When a formula is replicated, for each reference Visicalc asks whether it should refer to the entry in the same relative position (by typing R) or should not be modified (by typing N). This is quite close to modern cell references, albeit the REPLICATE function is responsible for adjusting the references here.

Soon after Microsoft released it’s contender to Visicalc called Multiplan, and in it we notice a special notation for relative references for the first time. Multiplan did not have the same kind of referencing. Instead, it had this⁵:

Instead of using REPLICATE to adjust references in formulae (as a procedure), Multiplan added a new kind of reference (a noun). With square brackets denoting the offset, an RC[-1] reference did two jobs: pointing to the cell on the left and controlling it’s behaviour when copied elsewhere. This is now known as R1C1 notation in Excel⁶.

A couple years later, Mitch Kapor introduced the $ notation for absolute references in a Lotus 1-2-3 release⁷. This is also when relative references become the default cell reference notation. From Lotus’ user manual ⁸:

Lotus-style references became a part of Excel from the get go and they’ve stuck around since⁹.

Why replicate?

Data on a spreadsheet (and in general) is of two kinds

Constants

(or scalars) These are single values: an integer, a boolean.

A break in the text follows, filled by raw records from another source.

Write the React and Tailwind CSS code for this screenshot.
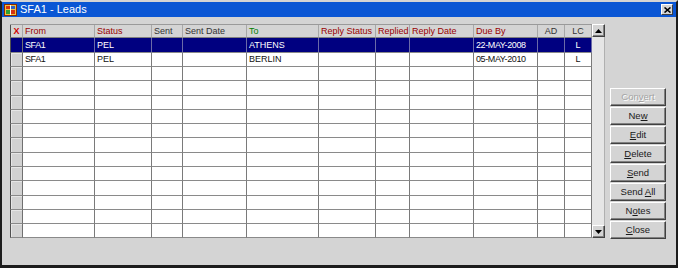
import React from "react";

const cols = [
  { w: "w-[13px]" },
  { w: "w-[72px]", label: "From", c: "text-[#990000]" },
  { w: "w-[57px]", label: "Status", c: "text-[#990000]" },
  { w: "w-[31px]", label: "Sent", c: "text-[#333333]" },
  { w: "w-[64px]", label: "Sent Date", c: "text-[#333333]" },
  { w: "w-[72px]", label: "To", c: "text-[#008000]" },
  { w: "w-[57px]", label: "Reply Status", c: "text-[#990000]" },
  { w: "w-[34px]", label: "Replied", c: "text-[#990000]" },
  { w: "w-[64px]", label: "Reply Date", c: "text-[#990000]" },
  { w: "w-[64px]", label: "Due By", c: "text-[#990000]" },
  { w: "w-[27px]", label: "AD", c: "text-[#333333]", center: true },
  { w: "w-[27px]", label: "LC", c: "text-[#333333]", center: true },
];

const data = [
  ["SFA1", "PEL", "", "", "ATHENS", "", "", "", "22-MAY-2008", "", "L"],
  ["SFA1", "PEL", "", "", "BERLIN", "", "", "", "05-MAY-2010", "", "L"],
];

const heights = ["h-[15px]", "h-[14px]", "h-[14px]", "h-[15px]", "h-[14px]", "h-[14px]", "h-[14px]", "h-[15px]", "h-[14px]", "h-[14px]", "h-[15px]", "h-[14px]", "h-[14px]", "h-[14px]"];

function Btn({ children, disabled }) {
  return (
    <div
      className={`h-[18px] w-[56px] flex items-center justify-center border border-t-white border-l-white border-b-[#404040] border-r-[#404040] shadow-[inset_-1px_-1px_0_#808080] bg-[#d4d4d4] text-[9.5px] ${
        disabled ? "text-[#a4a4a4] [text-shadow:1px_1px_0_#ffffff]" : "text-[#1a1a1a]"
      }`}
    >
      {children}
    </div>
  );
}

function ScrollBtn({ up }) {
  return (
    <div className="w-[13px] h-[13px] flex items-center justify-center bg-[#d4d4d4] border border-t-white border-l-white border-b-[#404040] border-r-[#404040] shadow-[inset_-1px_-1px_0_#808080]">
      <svg width="7" height="4" viewBox="0 0 7 4">
        {up ? <polygon points="0,4 7,4 3.5,0" fill="#000" /> : <polygon points="0,0 7,0 3.5,4" fill="#000" />}
      </svg>
    </div>
  );
}

export default function App() {
  return (
    <div className="w-[678px] h-[268px] flex flex-col bg-[#d4d4d4] border-t-2 border-t-[#d4d4d4] border-x-2 border-x-[#1c1c1c] border-b-[3px] border-b-[#1c1c1c] font-['Liberation_Sans',Arial,sans-serif] overflow-hidden">
      {/* Title bar */}
      <div className="h-[15px] bg-[#0a56d4] flex items-center pl-[2px] pr-[2px]">
        <svg width="13" height="12" viewBox="0 0 13 12">
          <rect x="0" y="0" width="13" height="12" fill="#f0c040" />
          <rect x="0.5" y="0.5" width="12" height="11" fill="none" stroke="#8a2a00" />
          <rect x="2" y="2" width="4" height="3" fill="#d83010" />
          <rect x="7" y="2" width="4" height="3" fill="#3060c0" />
          <rect x="2" y="6" width="4" height="4" fill="#30a030" />
          <rect x="7" y="6" width="4" height="4" fill="#d83010" />
          <line x1="6.5" y1="1" x2="6.5" y2="11" stroke="#ffffff" />
        </svg>
        <span className="ml-[3px] text-white text-[11px] leading-none">SFA1 - Leads</span>
        <div className="flex-1" />
        <div className="w-[12px] h-[11px] bg-[#d4d4d4] border border-t-white border-l-white border-b-[#404040] border-r-[#404040] flex items-center justify-center mr-[1px]">
          <svg width="7" height="6" viewBox="0 0 7 6">
            <path d="M0.5 0.5 L6.5 5.5 M6.5 0.5 L0.5 5.5" stroke="#000" strokeWidth="1.6" />
          </svg>
        </div>
      </div>

      {/* Body */}
      <div className="flex flex-1 pt-[7px] pl-[8px]">
        {/* Table */}
        <div className="w-[582px] flex flex-col text-[9px] leading-none">
          <div className="flex border-t border-t-[#9a9a9a] h-[14px]">
            {cols.map((c, i) => (
              <div
                key={i}
                className={`${c.w} h-full flex items-center border-r border-b border-r-[#a8a8a8] border-b-[#808080] bg-[#d4d4d4] ${
                  i === 0 ? "border-l border-l-[#505050] justify-center" : c.center ? "justify-center" : "pl-[2px]"
                } ${c.c || ""} whitespace-nowrap overflow-hidden`}
              >
                {i === 0 ? <span className="text-[#d00000] font-bold text-[9px]">X</span> : c.label}
              </div>
            ))}
          </div>
          {heights.map((h, r) => {
            const row = data[r];
            const sel = r === 0;
            return (
              <div key={r} className={`flex ${h} ${sel ? "bg-[#000080] text-white" : "text-[#111111]"}`}>
                {cols.map((c, i) => {
                  if (i === 0) {
                    return (
                      <div
                        key={i}
                        className={`${c.w} h-full border-l border-l-[#505050] border-r border-r-[#707070] border-b border-b-[#8a8a8a] ${
                          sel ? "bg-[#000080]" : "bg-[#d2d2d2] shadow-[inset_1px_1px_0_#e6e6e6]"
                        }`}
                      />
                    );
                  }
                  const v = row ? row[i - 1] : "";
                  const tight = v === "SFA1" || /\d{4}/.test(v);
                  return (
                    <div
                      key={i}
                      className={`${c.w} h-full flex items-center border-r border-b ${
                        sel ? "border-r-[#6a6aa8] border-b-[#8a8a8a]" : "border-r-[#7a7a7a] border-b-[#8a8a8a] bg-white"
                      } ${c.center ? "justify-center" : "pl-[2px]"} whitespace-nowrap overflow-hidden ${
                        tight ? "tracking-[-0.4px]" : ""
                      }`}
                    >
                      {v}
                    </div>
                  );
                })}
              </div>
            );
          })}
        </div>

        {/* Scrollbar */}
        <div className="w-[13px] h-[214px] flex flex-col bg-[#e6e6e6] border-r border-r-[#b0b0b0]">
          <ScrollBtn up />
          <div className="flex-1" />
          <ScrollBtn />
        </div>

        {/* Buttons */}
        <div className="ml-[5px] mt-[64px] flex flex-col gap-[1px]">
          <Btn disabled>
            <span>
              Con<span className="underline">v</span>ert
            </span>
          </Btn>
          <Btn>
            <span>
              Ne<span className="underline">w</span>
            </span>
          </Btn>
          <Btn>
            <span>
              <span className="underline">E</span>dit
            </span>
          </Btn>
          <Btn>
            <span>
              <span className="underline">D</span>elete
            </span>
          </Btn>
          <Btn>
            <span>
              <span className="underline">S</span>end
            </span>
          </Btn>
          <Btn>
            <span>
              Send <span className="underline">A</span>ll
            </span>
          </Btn>
          <Btn>
            <span>
              N<span className="underline">o</span>tes
            </span>
          </Btn>
          <Btn>
            <span>
              <span className="underline">C</span>lose
            </span>
          </Btn>
        </div>
      </div>
    </div>
  );
}
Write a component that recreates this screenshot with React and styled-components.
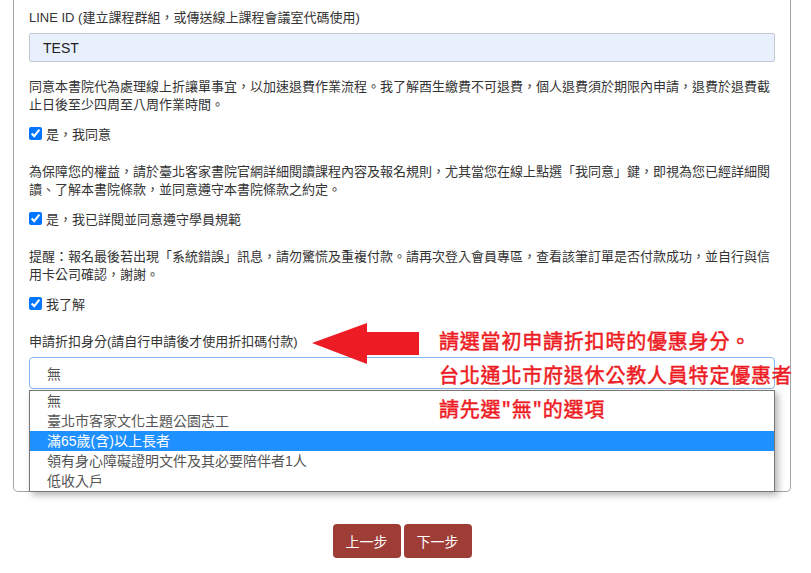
import React from 'react'
import styled, { createGlobalStyle } from 'styled-components'

const GlobalStyle = createGlobalStyle`
body {
  margin: 0;
  background: #fff;
  font-family: "Liberation Sans", "Noto Sans CJK TC", sans-serif;
  color: #333;
}
`

const options = [
  '無',
  '臺北市客家文化主題公園志工',
  '滿65歲(含)以上長者',
  '領有身心障礙證明文件及其必要陪伴者1人',
  '低收入戶',
]

const App = () => {
  return (
    <Page>
      <GlobalStyle />
      <Card>
        <Group>
          <Label>LINE ID (建立課程群組，或傳送線上課程會議室代碼使用)</Label>
          <TextInput defaultValue="TEST" />
        </Group>

        <Notice>
          同意本書院代為處理線上折讓單事宜，以加速退費作業流程。我了解酉生繳費不可退費，個人退費須於期限內申請，退費於退費截止日後至少四周至八周作業時間。
        </Notice>
        <Check>
          <input type="checkbox" defaultChecked />
          <span>是，我同意</span>
        </Check>

        <Notice>
          為保障您的權益，請於臺北客家書院官網詳細閱讀課程內容及報名規則，尤其當您在線上點選「我同意」鍵，即視為您已經詳細閱讀、了解本書院條款，並同意遵守本書院條款之約定。
        </Notice>
        <Check>
          <input type="checkbox" defaultChecked />
          <span>是，我已詳閱並同意遵守學員規範</span>
        </Check>

        <Notice>
          提醒：報名最後若出現「系統錯誤」訊息，請勿驚慌及重複付款。請再次登入會員專區，查看該筆訂單是否付款成功，並自行與信用卡公司確認，謝謝。
        </Notice>
        <Check>
          <input type="checkbox" defaultChecked />
          <span>我了解</span>
        </Check>

        <Group last>
          <Label>申請折扣身分(請自行申請後才使用折扣碼付款)</Label>
          <SelectWrap>
            <SelectBox>無</SelectBox>
            <OptionList>
              {options.map((o, i) => (
                <Option key={o} active={i === 2}>{o}</Option>
              ))}
            </OptionList>
          </SelectWrap>
        </Group>

        <Arrow width="108" height="42" viewBox="0 0 108 42">
          <polygon points="0,20 55,0 55,9 107,9 107,32 55,32 55,41" fill="#ed1c24" />
        </Arrow>
        <Notes>
          <Note>請選當初申請折扣時的優惠身分。</Note>
          <Note>台北通北市府退休公教人員特定優惠者</Note>
          <Note>請先選"無"的選項</Note>
        </Notes>
      </Card>

      <Buttons>
        <StepButton>上一步</StepButton>
        <StepButton>下一步</StepButton>
      </Buttons>
    </Page>
  )
}

const Page = styled.div`
width: 811px;
min-height: 573px;
overflow: hidden;
`

const Card = styled.div`
position: relative;
box-sizing: border-box;
width: 778px;
margin-left: 13px;
padding: 9px 15px 102px;
border: 1px solid #a3a3a3;
border-top: 0;
border-radius: 0 0 5px 5px;
`

const Group = styled.div`
display: flex;
flex-direction: column;
margin-bottom: ${p => (p.last ? '0' : '16px')};
`

const Label = styled.div`
font-size: 13px;
line-height: 18px;
margin-bottom: 6px;
color: #333;
`

const TextInput = styled.input`
box-sizing: border-box;
height: 29px;
width: 100%;
padding: 0 13px;
border: 1px solid #c3c9d1;
border-radius: 2px;
background: #e8f0fe;
font-family: "Liberation Sans", sans-serif;
font-size: 14px;
color: #222;
outline: none;
`

const Notice = styled.p`
margin: 0 0 10px;
font-size: 13px;
line-height: 18px;
color: #333;
text-spacing-trim: space-all;
`

const Check = styled.label`
display: flex;
align-items: center;
height: 18px;
margin-bottom: 21px;
font-size: 13px;
color: #333;
input {
  width: 13px;
  height: 13px;
  margin: 0 4px 0 0;
}
`

const SelectWrap = styled.div`
position: relative;
`

const SelectBox = styled.div`
box-sizing: border-box;
height: 32px;
padding: 0 17px;
display: flex;
align-items: center;
border: 1px solid #86b7f0;
border-radius: 4px;
font-size: 14px;
color: #555;
`

const OptionList = styled.div`
position: absolute;
top: 33px;
left: 0;
right: 0;
z-index: 2;
background: #fff;
border: 1px solid #777;
box-shadow: 3px 3px 7px rgba(0, 0, 0, 0.3);
`

const Option = styled.div`
height: 20px;
line-height: 20px;
padding-left: 17px;
font-size: 14px;
color: ${p => (p.active ? '#fff' : '#555')};
background: ${p => (p.active ? '#1e90ff' : '#fff')};
`

const Arrow = styled.svg`
position: absolute;
left: 298px;
top: 323px;
z-index: 3;
`

const Notes = styled.div`
position: absolute;
left: 425px;
top: 324px;
z-index: 3;
display: flex;
flex-direction: column;
`

const Note = styled.div`
height: 34px;
line-height: 34px;
white-space: nowrap;
font-family: "Noto Sans CJK TC", sans-serif;
font-size: 20px;
font-weight: normal;
-webkit-text-stroke: 0.5px #ed1c24;
letter-spacing: 0.8px;
color: #ed1c24;
`

const Buttons = styled.div`
width: 778px;
margin: 32px 0 0 13px;
display: flex;
justify-content: center;
gap: 3px;
`

const StepButton = styled.button`
width: 68px;
height: 34px;
border: 0;
border-radius: 4px;
background: #9e3d36;
color: #fff;
font-family: "Liberation Sans", "Noto Sans CJK TC", sans-serif;
font-size: 14px;
`

export default App
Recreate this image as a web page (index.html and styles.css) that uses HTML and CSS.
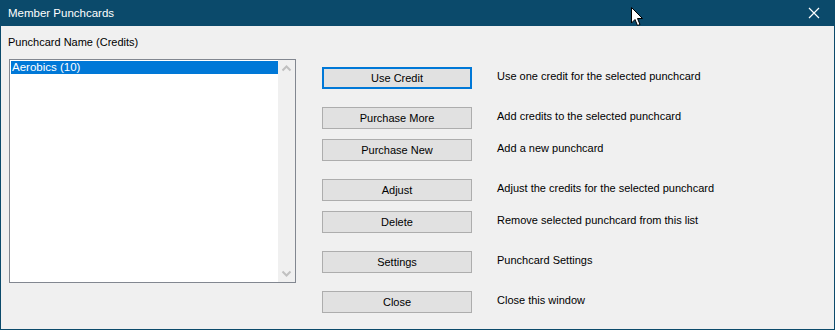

References to constants are usually absolute references. When a constant is referred to in a formula being filled-down, users want it to remain unchanged.

Collections

These are a list of values (list of phone numbers) or a list of records (list of employees). When a formula needs to be applied on a collection, users write it first for one item in the collection and then fill it down.

Filling down is a way to apply a formula to a collection. Applying a formula on a collection is a well-understood concept in programming languages: it’s called a map!

[1, 2, 3, 4, 5].map(element => element * 5); // [5, 10, 15, 20, 25]

A fill down points to an implied underlying collection; in the example of multiplying Numbers I effectively map on my list of five numbers.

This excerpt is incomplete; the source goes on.